A Conversation with Ms Pamela Mar, Fellow at the Fung Global Institute at HK University, Hong Kong
In her engaging conversation, Pamela Mar highlighted the significance of technological advancement in meeting the changing needs of consumers and the demands generated by the rise of e-commerce. She argued that the growth of automation technologies, robotics, and artificial intelligence has the potential to disrupt the reliance on low-cost manufacturing for achieving economic development in the developing Asian countries. Pamela also outlined other factors that are likely to impact development in Asia, and pointed out that business, policymakers, and civil society can help spur more sustainable growth in the continent.

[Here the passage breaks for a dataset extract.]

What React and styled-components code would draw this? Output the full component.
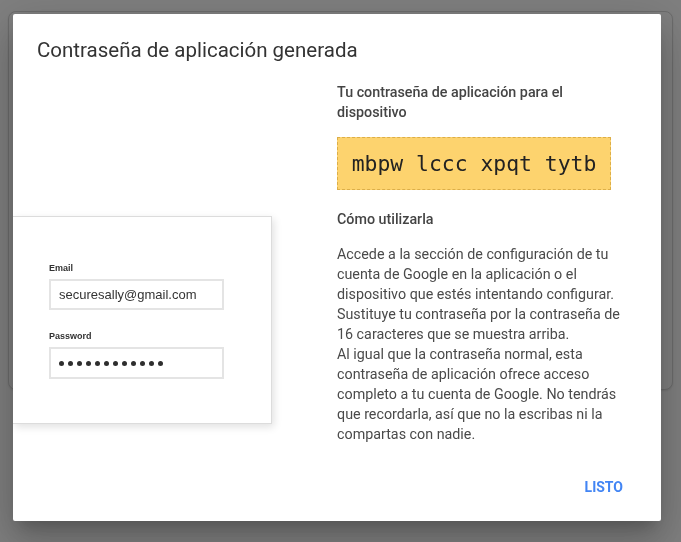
import React from "react";
import styled, { createGlobalStyle } from "styled-components";

const GlobalStyle = createGlobalStyle`
  html, body {
    margin: 0;
    padding: 0;
    background: #ffffff;
  }
  body {
    width: 681px;
    height: 542px;
    overflow: hidden;
    font-family: Roboto, "Noto Sans", Arial, sans-serif;
  }
`;

// page behind the scrim
const Page = styled.div`
  height: 542px;
  padding: 11px 8px 0 8px;
  box-sizing: border-box;
`;

const BackCard = styled.div`
  height: 377px;
  border: 1px solid #d8d8d8;
  border-radius: 8px;
  background: #ffffff;
  box-shadow: 0 1px 2px rgba(0, 0, 0, 0.1);
`;

const Scrim = styled.div`
  position: fixed;
  inset: 0;
  background: rgba(0, 0, 0, 0.5);
  display: flex;
  align-items: flex-start;
  padding: 14px 0 0 13px;
`;

const Dialog = styled.div`
  width: 648px;
  background: #ffffff;
  border-radius: 2px;
  overflow: hidden;
  box-shadow: 0 11px 15px -7px rgba(0, 0, 0, 0.2),
    0 24px 38px 3px rgba(0, 0, 0, 0.14), 0 9px 46px 8px rgba(0, 0, 0, 0.12);
`;

const Title = styled.h2`
  margin: 0;
  padding: 22px 24px 0 24px;
  font-size: 20.5px;
  line-height: 28px;
  font-weight: 400;
  color: #333333;
`;

const Body = styled.div`
  display: flex;
  margin-top: 18px;
  padding-right: 34px;
`;

const Illustration = styled.div`
  width: 324px;
  flex: none;
`;

const FormCard = styled.div`
  margin-top: 134px;
  width: 259px;
  box-sizing: border-box;
  padding: 46px 0 44px 36px;
  border: 1px solid #dcdcdc;
  border-left: none;
  background: #ffffff;
  box-shadow: 2px 3px 8px rgba(0, 0, 0, 0.12);
  font-family: "Liberation Sans", Arial, sans-serif;
`;

const FieldLabel = styled.div`
  font-size: 9px;
  line-height: 11px;
  font-weight: 700;
  color: #333333;
  margin-top: ${(p) => (p.first ? "0" : "21px")};
  margin-bottom: 5px;
`;

const FakeInput = styled.div`
  width: 175px;
  height: ${(p) => p.h || 31}px;
  box-sizing: border-box;
  border: 2px solid #e4e4e4;
  padding-left: 8px;
  display: flex;
  align-items: center;
  gap: 4px;
  font-size: 13px;
  color: #333333;
`;

const Dot = styled.span`
  width: 5px;
  height: 5px;
  border-radius: 50%;
  background: #2e2e2e;
`;

const Info = styled.div`
  width: 290px;
  flex: none;
`;

const Heading = styled.div`
  font-size: 14.3px;
  line-height: 20px;
  font-weight: 500;
  color: #444444;
  margin-bottom: ${(p) => p.mb}px;
`;

const PasswordBox = styled.div`
  display: inline-block;
  width: 274px;
  height: 53px;
  box-sizing: border-box;
  background: #fdd36e;
  border: 1px dashed #dcae48;
  text-align: center;
  font-family: "DejaVu Sans Mono", "Liberation Mono", monospace;
  font-size: 21.4px;
  line-height: 51px;
  color: #222222;
  margin-bottom: 19px;
  vertical-align: top;
`;

const Paragraph = styled.p`
  margin: 0;
  font-size: 14.3px;
  line-height: 20px;
  color: #4a4a4a;
`;

const Actions = styled.div`
  display: flex;
  justify-content: flex-end;
  padding: 25px 30px 16px 0;
`;

const TextButton = styled.button`
  height: 36px;
  padding: 0 8px;
  border: none;
  background: transparent;
  font-family: Roboto, Arial, sans-serif;
  font-size: 14px;
  font-weight: 700;
  color: #4285f4;
  text-transform: uppercase;
  cursor: pointer;
`;

export default function App() {
  return (
    <>
      <GlobalStyle />
      <Page>
        <BackCard />
      </Page>
      <Scrim>
        <Dialog>
          <Title>Contraseña de aplicación generada</Title>
          <Body>
            <Illustration>
              <FormCard>
                <FieldLabel first>Email</FieldLabel>
                <FakeInput>securesally@gmail.com</FakeInput>
                <FieldLabel>Password</FieldLabel>
                <FakeInput h={32}>
                  {Array.from({ length: 12 }).map((_, i) => (
                    <Dot key={i} />
                  ))}
                </FakeInput>
              </FormCard>
            </Illustration>
            <Info>
              <Heading mb={15}>Tu contraseña de aplicación para el dispositivo</Heading>
              <PasswordBox>mbpw lccc xpqt tytb</PasswordBox>
              <Heading mb={15}>Cómo utilizarla</Heading>
              <Paragraph>
                Accede a la sección de configuración de tu cuenta de Google en la
                aplicación o el dispositivo que estés intentando configurar.
                Sustituye tu contraseña por la contraseña de 16 caracteres que se
                muestra arriba.
                <br />
                Al igual que la contraseña normal, esta contraseña de aplicación
                ofrece acceso completo a tu cuenta de Google. No tendrás que
                recordarla, así que no la escribas ni la compartas con nadie.
              </Paragraph>
            </Info>
          </Body>
          <Actions>
            <TextButton>Listo</TextButton>
          </Actions>
        </Dialog>
      </Scrim>
    </>
  );
}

Pamela Mar is a Fellow at FGI in Hong Kong, now known as the Asian Global Institute. She has been researching and writing about the impact of automation on jobs in the Asian context. The subject of her talk at NCAER is of tremendous interest to observers in India, especially in the context of the ‘Make in India’ campaign launched by the Indian Government, and concerns about whether policy initiatives in this area are chasing a world of labour-intensive manufacturing that is fast disappearing. This has implications up and down the line for education and skilling initiatives in the country, for life-long learning approaches, and for how India rides its demographic tiger to prosperity or penury, having missed the great post-War manufacturing and trading opportunities that other East Asian countries and China have taken advantage of over the last three decades.